▶ PROBLEM DETAILS
Output every line exactly as written. Leave out pictures.

▶ INFORMATION PROVIDED

####

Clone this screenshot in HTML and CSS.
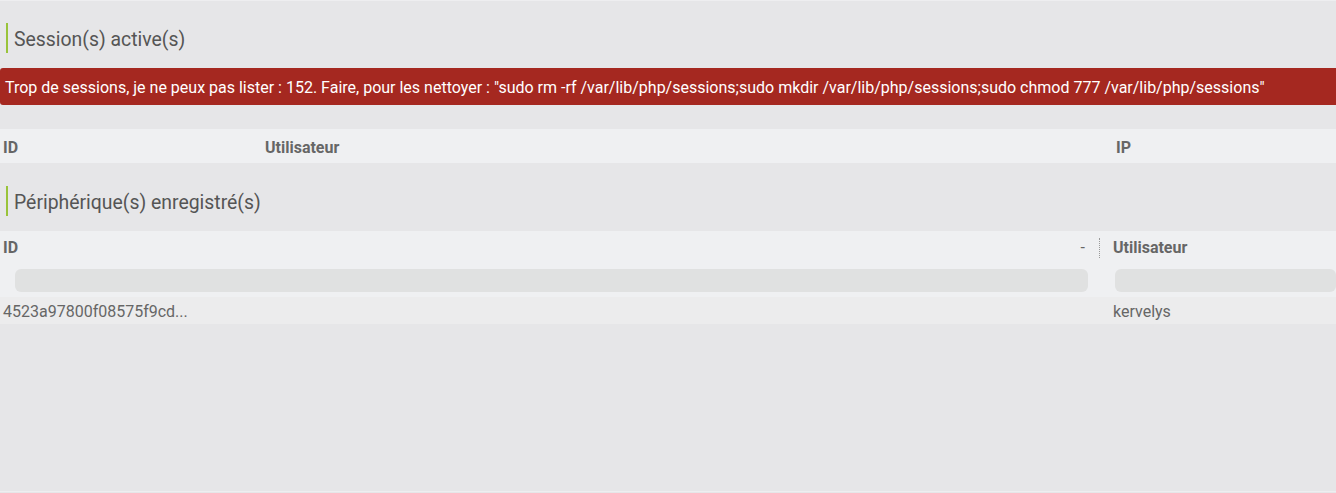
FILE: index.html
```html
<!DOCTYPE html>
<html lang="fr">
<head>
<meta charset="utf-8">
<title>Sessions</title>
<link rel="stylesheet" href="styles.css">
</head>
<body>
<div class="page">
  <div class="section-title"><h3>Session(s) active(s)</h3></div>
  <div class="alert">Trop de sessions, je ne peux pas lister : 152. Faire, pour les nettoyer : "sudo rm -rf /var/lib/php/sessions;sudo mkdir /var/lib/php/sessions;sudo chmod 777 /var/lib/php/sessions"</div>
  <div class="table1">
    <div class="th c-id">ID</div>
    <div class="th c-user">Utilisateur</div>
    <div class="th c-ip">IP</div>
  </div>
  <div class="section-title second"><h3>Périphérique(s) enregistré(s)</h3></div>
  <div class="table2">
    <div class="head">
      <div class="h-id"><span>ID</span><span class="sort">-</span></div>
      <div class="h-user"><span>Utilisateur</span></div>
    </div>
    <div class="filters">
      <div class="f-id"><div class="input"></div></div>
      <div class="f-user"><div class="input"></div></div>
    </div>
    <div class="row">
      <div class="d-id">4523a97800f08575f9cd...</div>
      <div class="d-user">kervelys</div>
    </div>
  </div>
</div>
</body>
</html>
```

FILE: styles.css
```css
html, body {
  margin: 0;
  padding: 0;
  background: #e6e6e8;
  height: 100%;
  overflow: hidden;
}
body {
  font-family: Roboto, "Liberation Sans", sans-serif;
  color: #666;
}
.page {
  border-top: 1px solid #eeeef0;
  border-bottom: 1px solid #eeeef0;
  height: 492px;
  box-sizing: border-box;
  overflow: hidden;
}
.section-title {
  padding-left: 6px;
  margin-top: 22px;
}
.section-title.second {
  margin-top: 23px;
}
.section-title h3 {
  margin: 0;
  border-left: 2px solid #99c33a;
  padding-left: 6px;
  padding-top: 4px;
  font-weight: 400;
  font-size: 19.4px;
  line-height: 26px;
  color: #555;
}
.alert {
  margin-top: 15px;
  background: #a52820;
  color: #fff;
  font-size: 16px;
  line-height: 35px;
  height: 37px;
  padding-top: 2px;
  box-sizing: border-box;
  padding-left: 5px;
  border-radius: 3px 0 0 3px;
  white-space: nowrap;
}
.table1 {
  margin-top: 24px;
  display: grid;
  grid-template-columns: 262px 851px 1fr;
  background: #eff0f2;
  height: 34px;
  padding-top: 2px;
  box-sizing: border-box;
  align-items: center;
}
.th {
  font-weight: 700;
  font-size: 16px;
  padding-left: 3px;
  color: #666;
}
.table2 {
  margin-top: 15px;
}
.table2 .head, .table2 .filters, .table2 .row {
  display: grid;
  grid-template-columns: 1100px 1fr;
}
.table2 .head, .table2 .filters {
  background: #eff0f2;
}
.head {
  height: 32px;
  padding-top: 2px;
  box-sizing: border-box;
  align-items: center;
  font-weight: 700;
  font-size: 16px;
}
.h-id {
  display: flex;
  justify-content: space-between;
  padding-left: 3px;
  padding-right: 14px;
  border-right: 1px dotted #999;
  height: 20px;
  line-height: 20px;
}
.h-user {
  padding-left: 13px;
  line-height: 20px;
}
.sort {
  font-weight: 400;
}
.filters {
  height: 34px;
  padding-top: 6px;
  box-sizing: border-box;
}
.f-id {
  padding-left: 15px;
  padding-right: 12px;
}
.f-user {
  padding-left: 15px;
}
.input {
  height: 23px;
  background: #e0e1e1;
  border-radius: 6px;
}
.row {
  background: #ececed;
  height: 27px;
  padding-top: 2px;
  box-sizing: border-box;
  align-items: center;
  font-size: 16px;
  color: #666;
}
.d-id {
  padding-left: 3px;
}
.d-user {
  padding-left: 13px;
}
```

####

▶ RESULT OF THE EXERCISE
Clone this screenshot in HTML and CSS.
FILE: index.html
```html
<!DOCTYPE html>
<html lang="fr">
<head>
<meta charset="utf-8">
<title>Sessions</title>
<link rel="stylesheet" href="styles.css">
</head>
<body>
<div class="page">
  <div class="section-title"><h3>Session(s) active(s)</h3></div>
  <div class="alert">Trop de sessions, je ne peux pas lister : 152. Faire, pour les nettoyer : "sudo rm -rf /var/lib/php/sessions;sudo mkdir /var/lib/php/sessions;sudo chmod 777 /var/lib/php/sessions"</div>
  <div class="table1">
    <div class="th c-id">ID</div>
    <div class="th c-user">Utilisateur</div>
    <div class="th c-ip">IP</div>
  </div>
  <div class="section-title second"><h3>Périphérique(s) enregistré(s)</h3></div>
  <div class="table2">
    <div class="head">
      <div class="h-id"><span>ID</span><span class="sort">-</span></div>
      <div class="h-user"><span>Utilisateur</span></div>
    </div>
    <div class="filters">
      <div class="f-id"><div class="input"></div></div>
      <div class="f-user"><div class="input"></div></div>
    </div>
    <div class="row">
      <div class="d-id">4523a97800f08575f9cd...</div>
      <div class="d-user">kervelys</div>
    </div>
  </div>
</div>
</body>
</html>
```

FILE: styles.css
```css
html, body {
  margin: 0;
  padding: 0;
  background: #e6e6e8;
  height: 100%;
  overflow: hidden;
}
body {
  font-family: Roboto, "Liberation Sans", sans-serif;
  color: #666;
}
.page {
  border-top: 1px solid #eeeef0;
  border-bottom: 1px solid #eeeef0;
  height: 492px;
  box-sizing: border-box;
  overflow: hidden;
}
.section-title {
  padding-left: 6px;
  margin-top: 22px;
}
.section-title.second {
  margin-top: 23px;
}
.section-title h3 {
  margin: 0;
  border-left: 2px solid #99c33a;
  padding-left: 6px;
  padding-top: 4px;
  font-weight: 400;
  font-size: 19.4px;
  line-height: 26px;
  color: #555;
}
.alert {
  margin-top: 15px;
  background: #a52820;
  color: #fff;
  font-size: 16px;
  line-height: 35px;
  height: 37px;
  padding-top: 2px;
  box-sizing: border-box;
  padding-left: 5px;
  border-radius: 3px 0 0 3px;
  white-space: nowrap;
}
.table1 {
  margin-top: 24px;
  display: grid;
  grid-template-columns: 262px 851px 1fr;
  background: #eff0f2;
  height: 34px;
  padding-top: 2px;
  box-sizing: border-box;
  align-items: center;
}
.th {
  font-weight: 700;
  font-size: 16px;
  padding-left: 3px;
  color: #666;
}
.table2 {
  margin-top: 15px;
}
.table2 .head, .table2 .filters, .table2 .row {
  display: grid;
  grid-template-columns: 1100px 1fr;
}
.table2 .head, .table2 .filters {
  background: #eff0f2;
}
.head {
  height: 32px;
  padding-top: 2px;
  box-sizing: border-box;
  align-items: center;
  font-weight: 700;
  font-size: 16px;
}
.h-id {
  display: flex;
  justify-content: space-between;
  padding-left: 3px;
  padding-right: 14px;
  border-right: 1px dotted #999;
  height: 20px;
  line-height: 20px;
}
.h-user {
  padding-left: 13px;
  line-height: 20px;
}
.sort {
  font-weight: 400;
}
.filters {
  height: 34px;
  padding-top: 6px;
  box-sizing: border-box;
}
.f-id {
  padding-left: 15px;
  padding-right: 12px;
}
.f-user {
  padding-left: 15px;
}
.input {
  height: 23px;
  background: #e0e1e1;
  border-radius: 6px;
}
.row {
  background: #ececed;
  height: 27px;
  padding-top: 2px;
  box-sizing: border-box;
  align-items: center;
  font-size: 16px;
  color: #666;
}
.d-id {
  padding-left: 3px;
}
.d-user {
  padding-left: 13px;
}
```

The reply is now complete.